▶ Information supplied
--- BEGIN ---

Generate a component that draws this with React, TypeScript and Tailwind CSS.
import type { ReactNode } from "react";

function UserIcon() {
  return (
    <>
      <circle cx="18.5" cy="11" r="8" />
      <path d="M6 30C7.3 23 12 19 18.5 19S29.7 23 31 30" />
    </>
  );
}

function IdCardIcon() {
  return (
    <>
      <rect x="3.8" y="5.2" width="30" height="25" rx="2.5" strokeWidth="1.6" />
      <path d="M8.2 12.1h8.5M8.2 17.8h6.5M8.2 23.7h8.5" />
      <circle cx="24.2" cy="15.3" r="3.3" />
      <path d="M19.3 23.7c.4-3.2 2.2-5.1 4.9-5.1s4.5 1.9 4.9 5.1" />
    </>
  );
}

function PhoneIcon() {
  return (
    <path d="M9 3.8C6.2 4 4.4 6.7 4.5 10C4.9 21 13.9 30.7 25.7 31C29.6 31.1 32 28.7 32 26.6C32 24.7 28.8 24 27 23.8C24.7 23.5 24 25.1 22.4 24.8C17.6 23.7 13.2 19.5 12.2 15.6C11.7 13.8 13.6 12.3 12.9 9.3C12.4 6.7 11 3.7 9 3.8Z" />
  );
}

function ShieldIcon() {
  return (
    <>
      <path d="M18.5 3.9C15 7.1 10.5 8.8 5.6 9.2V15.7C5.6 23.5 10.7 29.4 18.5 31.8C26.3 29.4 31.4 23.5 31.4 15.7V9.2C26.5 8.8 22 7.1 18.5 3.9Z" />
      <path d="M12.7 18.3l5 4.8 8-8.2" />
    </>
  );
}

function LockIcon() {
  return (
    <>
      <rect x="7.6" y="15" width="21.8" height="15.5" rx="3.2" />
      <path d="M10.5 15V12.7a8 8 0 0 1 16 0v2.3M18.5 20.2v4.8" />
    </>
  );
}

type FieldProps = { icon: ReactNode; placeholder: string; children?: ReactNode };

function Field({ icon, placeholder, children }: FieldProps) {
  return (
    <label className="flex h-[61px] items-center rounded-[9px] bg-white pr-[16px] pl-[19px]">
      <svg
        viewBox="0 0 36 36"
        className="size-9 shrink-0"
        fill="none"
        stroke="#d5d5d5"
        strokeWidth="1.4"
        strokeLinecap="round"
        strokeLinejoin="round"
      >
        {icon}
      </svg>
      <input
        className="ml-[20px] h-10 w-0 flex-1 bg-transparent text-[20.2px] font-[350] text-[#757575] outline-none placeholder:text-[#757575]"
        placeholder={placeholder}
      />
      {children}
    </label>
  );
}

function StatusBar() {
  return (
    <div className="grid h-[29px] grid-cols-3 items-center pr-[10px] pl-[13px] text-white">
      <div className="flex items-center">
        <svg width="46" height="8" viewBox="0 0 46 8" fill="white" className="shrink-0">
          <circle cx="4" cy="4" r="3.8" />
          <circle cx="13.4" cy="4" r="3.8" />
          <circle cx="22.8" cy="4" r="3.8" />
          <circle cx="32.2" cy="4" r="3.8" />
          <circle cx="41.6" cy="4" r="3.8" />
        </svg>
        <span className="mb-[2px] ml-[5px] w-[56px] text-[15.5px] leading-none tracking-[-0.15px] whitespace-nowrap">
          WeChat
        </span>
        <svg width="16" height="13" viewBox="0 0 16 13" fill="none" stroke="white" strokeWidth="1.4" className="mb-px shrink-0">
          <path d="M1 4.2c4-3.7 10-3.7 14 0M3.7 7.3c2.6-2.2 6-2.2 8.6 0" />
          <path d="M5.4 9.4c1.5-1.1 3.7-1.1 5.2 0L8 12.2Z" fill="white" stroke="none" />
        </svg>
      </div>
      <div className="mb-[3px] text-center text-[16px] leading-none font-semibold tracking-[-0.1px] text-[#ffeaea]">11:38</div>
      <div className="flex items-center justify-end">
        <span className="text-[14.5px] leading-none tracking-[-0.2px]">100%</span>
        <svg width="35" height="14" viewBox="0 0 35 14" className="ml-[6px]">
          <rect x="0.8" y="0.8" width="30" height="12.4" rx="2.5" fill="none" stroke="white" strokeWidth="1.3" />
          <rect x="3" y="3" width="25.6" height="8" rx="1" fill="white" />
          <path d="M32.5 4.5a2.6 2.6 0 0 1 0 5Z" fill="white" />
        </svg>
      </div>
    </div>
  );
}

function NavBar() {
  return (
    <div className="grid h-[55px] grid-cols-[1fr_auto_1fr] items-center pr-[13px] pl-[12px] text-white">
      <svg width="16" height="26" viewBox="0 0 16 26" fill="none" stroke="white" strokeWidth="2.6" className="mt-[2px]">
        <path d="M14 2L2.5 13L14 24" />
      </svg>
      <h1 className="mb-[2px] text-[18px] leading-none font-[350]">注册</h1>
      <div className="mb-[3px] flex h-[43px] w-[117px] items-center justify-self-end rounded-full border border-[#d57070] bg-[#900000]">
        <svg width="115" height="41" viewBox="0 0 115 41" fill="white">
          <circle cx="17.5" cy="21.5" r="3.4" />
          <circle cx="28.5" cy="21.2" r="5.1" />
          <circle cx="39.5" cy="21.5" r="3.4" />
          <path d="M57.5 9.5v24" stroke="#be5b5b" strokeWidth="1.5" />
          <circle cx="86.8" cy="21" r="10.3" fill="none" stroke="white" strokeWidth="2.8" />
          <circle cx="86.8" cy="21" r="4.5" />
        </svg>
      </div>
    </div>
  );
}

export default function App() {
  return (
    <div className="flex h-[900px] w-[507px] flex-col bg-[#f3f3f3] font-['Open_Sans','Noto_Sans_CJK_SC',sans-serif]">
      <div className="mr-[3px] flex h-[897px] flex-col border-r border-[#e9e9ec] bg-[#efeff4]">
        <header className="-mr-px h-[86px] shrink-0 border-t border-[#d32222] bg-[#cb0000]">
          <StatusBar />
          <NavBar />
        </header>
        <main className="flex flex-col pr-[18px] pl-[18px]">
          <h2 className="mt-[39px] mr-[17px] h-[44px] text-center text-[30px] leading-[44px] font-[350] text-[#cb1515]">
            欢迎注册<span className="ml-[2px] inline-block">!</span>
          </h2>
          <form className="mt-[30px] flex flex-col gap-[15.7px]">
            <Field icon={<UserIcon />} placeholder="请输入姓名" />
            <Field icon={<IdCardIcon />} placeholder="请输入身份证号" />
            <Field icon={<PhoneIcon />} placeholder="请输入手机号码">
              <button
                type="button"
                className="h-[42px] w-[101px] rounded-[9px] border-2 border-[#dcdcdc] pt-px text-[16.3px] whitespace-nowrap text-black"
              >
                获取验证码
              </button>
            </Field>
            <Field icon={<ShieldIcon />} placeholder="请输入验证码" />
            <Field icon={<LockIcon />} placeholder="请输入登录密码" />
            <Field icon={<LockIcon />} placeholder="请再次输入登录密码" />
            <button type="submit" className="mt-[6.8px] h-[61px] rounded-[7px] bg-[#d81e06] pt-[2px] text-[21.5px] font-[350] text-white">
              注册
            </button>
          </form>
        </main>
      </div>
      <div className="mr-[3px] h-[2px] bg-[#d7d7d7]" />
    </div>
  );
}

--- END ---

▶ Stated task
Transcribe all lines as written.

▶ Solution to this problem
Generate a component that draws this with React, TypeScript and Tailwind CSS.
import type { ReactNode } from "react";

function UserIcon() {
  return (
    <>
      <circle cx="18.5" cy="11" r="8" />
      <path d="M6 30C7.3 23 12 19 18.5 19S29.7 23 31 30" />
    </>
  );
}

function IdCardIcon() {
  return (
    <>
      <rect x="3.8" y="5.2" width="30" height="25" rx="2.5" strokeWidth="1.6" />
      <path d="M8.2 12.1h8.5M8.2 17.8h6.5M8.2 23.7h8.5" />
      <circle cx="24.2" cy="15.3" r="3.3" />
      <path d="M19.3 23.7c.4-3.2 2.2-5.1 4.9-5.1s4.5 1.9 4.9 5.1" />
    </>
  );
}

function PhoneIcon() {
  return (
    <path d="M9 3.8C6.2 4 4.4 6.7 4.5 10C4.9 21 13.9 30.7 25.7 31C29.6 31.1 32 28.7 32 26.6C32 24.7 28.8 24 27 23.8C24.7 23.5 24 25.1 22.4 24.8C17.6 23.7 13.2 19.5 12.2 15.6C11.7 13.8 13.6 12.3 12.9 9.3C12.4 6.7 11 3.7 9 3.8Z" />
  );
}

function ShieldIcon() {
  return (
    <>
      <path d="M18.5 3.9C15 7.1 10.5 8.8 5.6 9.2V15.7C5.6 23.5 10.7 29.4 18.5 31.8C26.3 29.4 31.4 23.5 31.4 15.7V9.2C26.5 8.8 22 7.1 18.5 3.9Z" />
      <path d="M12.7 18.3l5 4.8 8-8.2" />
    </>
  );
}

function LockIcon() {
  return (
    <>
      <rect x="7.6" y="15" width="21.8" height="15.5" rx="3.2" />
      <path d="M10.5 15V12.7a8 8 0 0 1 16 0v2.3M18.5 20.2v4.8" />
    </>
  );
}

type FieldProps = { icon: ReactNode; placeholder: string; children?: ReactNode };

function Field({ icon, placeholder, children }: FieldProps) {
  return (
    <label className="flex h-[61px] items-center rounded-[9px] bg-white pr-[16px] pl-[19px]">
      <svg
        viewBox="0 0 36 36"
        className="size-9 shrink-0"
        fill="none"
        stroke="#d5d5d5"
        strokeWidth="1.4"
        strokeLinecap="round"
        strokeLinejoin="round"
      >
        {icon}
      </svg>
      <input
        className="ml-[20px] h-10 w-0 flex-1 bg-transparent text-[20.2px] font-[350] text-[#757575] outline-none placeholder:text-[#757575]"
        placeholder={placeholder}
      />
      {children}
    </label>
  );
}

function StatusBar() {
  return (
    <div className="grid h-[29px] grid-cols-3 items-center pr-[10px] pl-[13px] text-white">
      <div className="flex items-center">
        <svg width="46" height="8" viewBox="0 0 46 8" fill="white" className="shrink-0">
          <circle cx="4" cy="4" r="3.8" />
          <circle cx="13.4" cy="4" r="3.8" />
          <circle cx="22.8" cy="4" r="3.8" />
          <circle cx="32.2" cy="4" r="3.8" />
          <circle cx="41.6" cy="4" r="3.8" />
        </svg>
        <span className="mb-[2px] ml-[5px] w-[56px] text-[15.5px] leading-none tracking-[-0.15px] whitespace-nowrap">
          WeChat
        </span>
        <svg width="16" height="13" viewBox="0 0 16 13" fill="none" stroke="white" strokeWidth="1.4" className="mb-px shrink-0">
          <path d="M1 4.2c4-3.7 10-3.7 14 0M3.7 7.3c2.6-2.2 6-2.2 8.6 0" />
          <path d="M5.4 9.4c1.5-1.1 3.7-1.1 5.2 0L8 12.2Z" fill="white" stroke="none" />
        </svg>
      </div>
      <div className="mb-[3px] text-center text-[16px] leading-none font-semibold tracking-[-0.1px] text-[#ffeaea]">11:38</div>
      <div className="flex items-center justify-end">
        <span className="text-[14.5px] leading-none tracking-[-0.2px]">100%</span>
        <svg width="35" height="14" viewBox="0 0 35 14" className="ml-[6px]">
          <rect x="0.8" y="0.8" width="30" height="12.4" rx="2.5" fill="none" stroke="white" strokeWidth="1.3" />
          <rect x="3" y="3" width="25.6" height="8" rx="1" fill="white" />
          <path d="M32.5 4.5a2.6 2.6 0 0 1 0 5Z" fill="white" />
        </svg>
      </div>
    </div>
  );
}

function NavBar() {
  return (
    <div className="grid h-[55px] grid-cols-[1fr_auto_1fr] items-center pr-[13px] pl-[12px] text-white">
      <svg width="16" height="26" viewBox="0 0 16 26" fill="none" stroke="white" strokeWidth="2.6" className="mt-[2px]">
        <path d="M14 2L2.5 13L14 24" />
      </svg>
      <h1 className="mb-[2px] text-[18px] leading-none font-[350]">注册</h1>
      <div className="mb-[3px] flex h-[43px] w-[117px] items-center justify-self-end rounded-full border border-[#d57070] bg-[#900000]">
        <svg width="115" height="41" viewBox="0 0 115 41" fill="white">
          <circle cx="17.5" cy="21.5" r="3.4" />
          <circle cx="28.5" cy="21.2" r="5.1" />
          <circle cx="39.5" cy="21.5" r="3.4" />
          <path d="M57.5 9.5v24" stroke="#be5b5b" strokeWidth="1.5" />
          <circle cx="86.8" cy="21" r="10.3" fill="none" stroke="white" strokeWidth="2.8" />
          <circle cx="86.8" cy="21" r="4.5" />
        </svg>
      </div>
    </div>
  );
}

export default function App() {
  return (
    <div className="flex h-[900px] w-[507px] flex-col bg-[#f3f3f3] font-['Open_Sans','Noto_Sans_CJK_SC',sans-serif]">
      <div className="mr-[3px] flex h-[897px] flex-col border-r border-[#e9e9ec] bg-[#efeff4]">
        <header className="-mr-px h-[86px] shrink-0 border-t border-[#d32222] bg-[#cb0000]">
          <StatusBar />
          <NavBar />
        </header>
        <main className="flex flex-col pr-[18px] pl-[18px]">
          <h2 className="mt-[39px] mr-[17px] h-[44px] text-center text-[30px] leading-[44px] font-[350] text-[#cb1515]">
            欢迎注册<span className="ml-[2px] inline-block">!</span>
          </h2>
          <form className="mt-[30px] flex flex-col gap-[15.7px]">
            <Field icon={<UserIcon />} placeholder="请输入姓名" />
            <Field icon={<IdCardIcon />} placeholder="请输入身份证号" />
            <Field icon={<PhoneIcon />} placeholder="请输入手机号码">
              <button
                type="button"
                className="h-[42px] w-[101px] rounded-[9px] border-2 border-[#dcdcdc] pt-px text-[16.3px] whitespace-nowrap text-black"
              >
                获取验证码
              </button>
            </Field>
            <Field icon={<ShieldIcon />} placeholder="请输入验证码" />
            <Field icon={<LockIcon />} placeholder="请输入登录密码" />
            <Field icon={<LockIcon />} placeholder="请再次输入登录密码" />
            <button type="submit" className="mt-[6.8px] h-[61px] rounded-[7px] bg-[#d81e06] pt-[2px] text-[21.5px] font-[350] text-white">
              注册
            </button>
          </form>
        </main>
      </div>
      <div className="mr-[3px] h-[2px] bg-[#d7d7d7]" />
    </div>
  );
}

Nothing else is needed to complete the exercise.